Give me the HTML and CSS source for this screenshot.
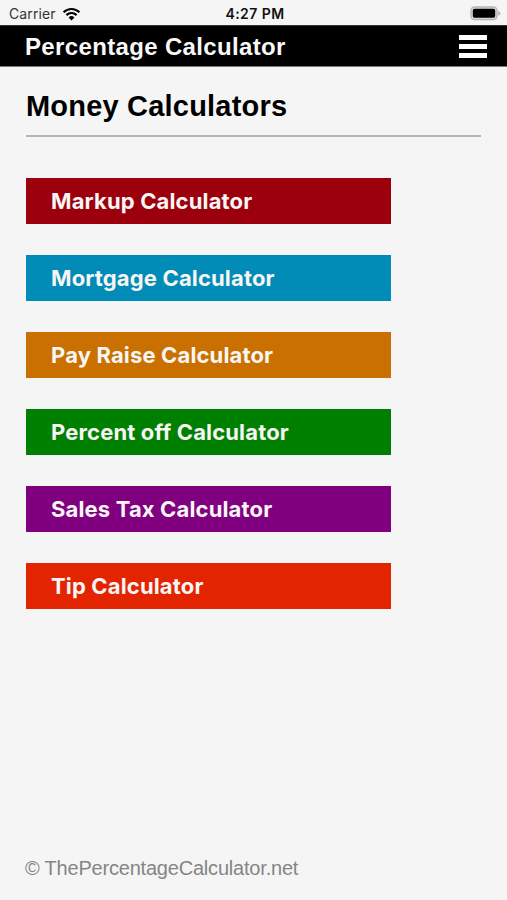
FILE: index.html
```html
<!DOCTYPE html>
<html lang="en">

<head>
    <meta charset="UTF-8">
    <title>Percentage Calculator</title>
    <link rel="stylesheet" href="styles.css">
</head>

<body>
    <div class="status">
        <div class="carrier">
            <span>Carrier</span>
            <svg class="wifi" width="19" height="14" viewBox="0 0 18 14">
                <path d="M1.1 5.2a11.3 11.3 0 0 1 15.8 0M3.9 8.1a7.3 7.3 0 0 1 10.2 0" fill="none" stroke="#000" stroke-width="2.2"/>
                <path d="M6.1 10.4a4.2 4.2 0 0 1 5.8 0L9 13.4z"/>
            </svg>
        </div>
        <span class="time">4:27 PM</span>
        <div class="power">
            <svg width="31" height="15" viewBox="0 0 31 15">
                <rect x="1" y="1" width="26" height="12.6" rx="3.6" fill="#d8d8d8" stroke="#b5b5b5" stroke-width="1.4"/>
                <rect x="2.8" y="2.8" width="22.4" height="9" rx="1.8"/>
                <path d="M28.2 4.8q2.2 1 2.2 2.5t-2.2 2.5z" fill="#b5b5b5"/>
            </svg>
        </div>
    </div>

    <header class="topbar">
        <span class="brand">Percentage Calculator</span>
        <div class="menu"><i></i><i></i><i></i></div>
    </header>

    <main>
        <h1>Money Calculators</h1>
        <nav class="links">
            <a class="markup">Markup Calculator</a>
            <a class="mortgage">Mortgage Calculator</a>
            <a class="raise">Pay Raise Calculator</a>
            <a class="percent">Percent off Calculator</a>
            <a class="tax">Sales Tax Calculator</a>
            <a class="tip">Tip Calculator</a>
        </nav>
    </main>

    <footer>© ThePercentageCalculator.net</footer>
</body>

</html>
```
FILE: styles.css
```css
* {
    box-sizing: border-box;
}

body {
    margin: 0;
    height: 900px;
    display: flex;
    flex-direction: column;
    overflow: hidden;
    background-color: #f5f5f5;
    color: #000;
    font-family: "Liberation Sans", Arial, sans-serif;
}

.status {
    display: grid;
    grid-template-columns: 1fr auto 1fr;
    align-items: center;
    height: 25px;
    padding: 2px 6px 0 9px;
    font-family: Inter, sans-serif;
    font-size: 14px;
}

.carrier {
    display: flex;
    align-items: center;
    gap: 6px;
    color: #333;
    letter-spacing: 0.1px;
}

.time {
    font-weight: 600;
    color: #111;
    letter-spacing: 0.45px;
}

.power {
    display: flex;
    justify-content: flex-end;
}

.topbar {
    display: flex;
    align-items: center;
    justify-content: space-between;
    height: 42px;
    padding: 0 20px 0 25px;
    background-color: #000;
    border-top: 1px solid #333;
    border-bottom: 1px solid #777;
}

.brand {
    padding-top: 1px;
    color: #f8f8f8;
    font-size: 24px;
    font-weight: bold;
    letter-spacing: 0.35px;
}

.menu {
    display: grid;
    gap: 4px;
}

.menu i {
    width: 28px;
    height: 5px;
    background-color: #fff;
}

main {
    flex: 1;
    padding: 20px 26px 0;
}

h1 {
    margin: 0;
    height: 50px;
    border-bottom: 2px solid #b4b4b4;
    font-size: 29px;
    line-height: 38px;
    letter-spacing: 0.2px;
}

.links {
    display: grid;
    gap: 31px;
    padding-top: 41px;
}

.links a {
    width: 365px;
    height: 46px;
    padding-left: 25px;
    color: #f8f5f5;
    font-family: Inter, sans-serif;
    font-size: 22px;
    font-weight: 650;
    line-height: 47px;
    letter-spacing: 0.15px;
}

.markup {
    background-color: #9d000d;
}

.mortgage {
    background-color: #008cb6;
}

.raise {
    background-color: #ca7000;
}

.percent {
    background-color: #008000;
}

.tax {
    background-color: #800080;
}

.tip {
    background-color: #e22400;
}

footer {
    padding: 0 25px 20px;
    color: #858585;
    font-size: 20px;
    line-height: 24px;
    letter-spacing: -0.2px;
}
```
--*--
§ What is expected:
Quote all the lines above exactly as given. Do not include the pictures.

§ Exercise response:
Give me the HTML and CSS source for this screenshot.
FILE: index.html
```html
<!DOCTYPE html>
<html lang="en">

<head>
    <meta charset="UTF-8">
    <title>Percentage Calculator</title>
    <link rel="stylesheet" href="styles.css">
</head>

<body>
    <div class="status">
        <div class="carrier">
            <span>Carrier</span>
            <svg class="wifi" width="19" height="14" viewBox="0 0 18 14">
                <path d="M1.1 5.2a11.3 11.3 0 0 1 15.8 0M3.9 8.1a7.3 7.3 0 0 1 10.2 0" fill="none" stroke="#000" stroke-width="2.2"/>
                <path d="M6.1 10.4a4.2 4.2 0 0 1 5.8 0L9 13.4z"/>
            </svg>
        </div>
        <span class="time">4:27 PM</span>
        <div class="power">
            <svg width="31" height="15" viewBox="0 0 31 15">
                <rect x="1" y="1" width="26" height="12.6" rx="3.6" fill="#d8d8d8" stroke="#b5b5b5" stroke-width="1.4"/>
                <rect x="2.8" y="2.8" width="22.4" height="9" rx="1.8"/>
                <path d="M28.2 4.8q2.2 1 2.2 2.5t-2.2 2.5z" fill="#b5b5b5"/>
            </svg>
        </div>
    </div>

    <header class="topbar">
        <span class="brand">Percentage Calculator</span>
        <div class="menu"><i></i><i></i><i></i></div>
    </header>

    <main>
        <h1>Money Calculators</h1>
        <nav class="links">
            <a class="markup">Markup Calculator</a>
            <a class="mortgage">Mortgage Calculator</a>
            <a class="raise">Pay Raise Calculator</a>
            <a class="percent">Percent off Calculator</a>
            <a class="tax">Sales Tax Calculator</a>
            <a class="tip">Tip Calculator</a>
        </nav>
    </main>

    <footer>© ThePercentageCalculator.net</footer>
</body>

</html>
```
FILE: styles.css
```css
* {
    box-sizing: border-box;
}

body {
    margin: 0;
    height: 900px;
    display: flex;
    flex-direction: column;
    overflow: hidden;
    background-color: #f5f5f5;
    color: #000;
    font-family: "Liberation Sans", Arial, sans-serif;
}

.status {
    display: grid;
    grid-template-columns: 1fr auto 1fr;
    align-items: center;
    height: 25px;
    padding: 2px 6px 0 9px;
    font-family: Inter, sans-serif;
    font-size: 14px;
}

.carrier {
    display: flex;
    align-items: center;
    gap: 6px;
    color: #333;
    letter-spacing: 0.1px;
}

.time {
    font-weight: 600;
    color: #111;
    letter-spacing: 0.45px;
}

.power {
    display: flex;
    justify-content: flex-end;
}

.topbar {
    display: flex;
    align-items: center;
    justify-content: space-between;
    height: 42px;
    padding: 0 20px 0 25px;
    background-color: #000;
    border-top: 1px solid #333;
    border-bottom: 1px solid #777;
}

.brand {
    padding-top: 1px;
    color: #f8f8f8;
    font-size: 24px;
    font-weight: bold;
    letter-spacing: 0.35px;
}

.menu {
    display: grid;
    gap: 4px;
}

.menu i {
    width: 28px;
    height: 5px;
    background-color: #fff;
}

main {
    flex: 1;
    padding: 20px 26px 0;
}

h1 {
    margin: 0;
    height: 50px;
    border-bottom: 2px solid #b4b4b4;
    font-size: 29px;
    line-height: 38px;
    letter-spacing: 0.2px;
}

.links {
    display: grid;
    gap: 31px;
    padding-top: 41px;
}

.links a {
    width: 365px;
    height: 46px;
    padding-left: 25px;
    color: #f8f5f5;
    font-family: Inter, sans-serif;
    font-size: 22px;
    font-weight: 650;
    line-height: 47px;
    letter-spacing: 0.15px;
}

.markup {
    background-color: #9d000d;
}

.mortgage {
    background-color: #008cb6;
}

.raise {
    background-color: #ca7000;
}

.percent {
    background-color: #008000;
}

.tax {
    background-color: #800080;
}

.tip {
    background-color: #e22400;
}

footer {
    padding: 0 25px 20px;
    color: #858585;
    font-size: 20px;
    line-height: 24px;
    letter-spacing: -0.2px;
}
```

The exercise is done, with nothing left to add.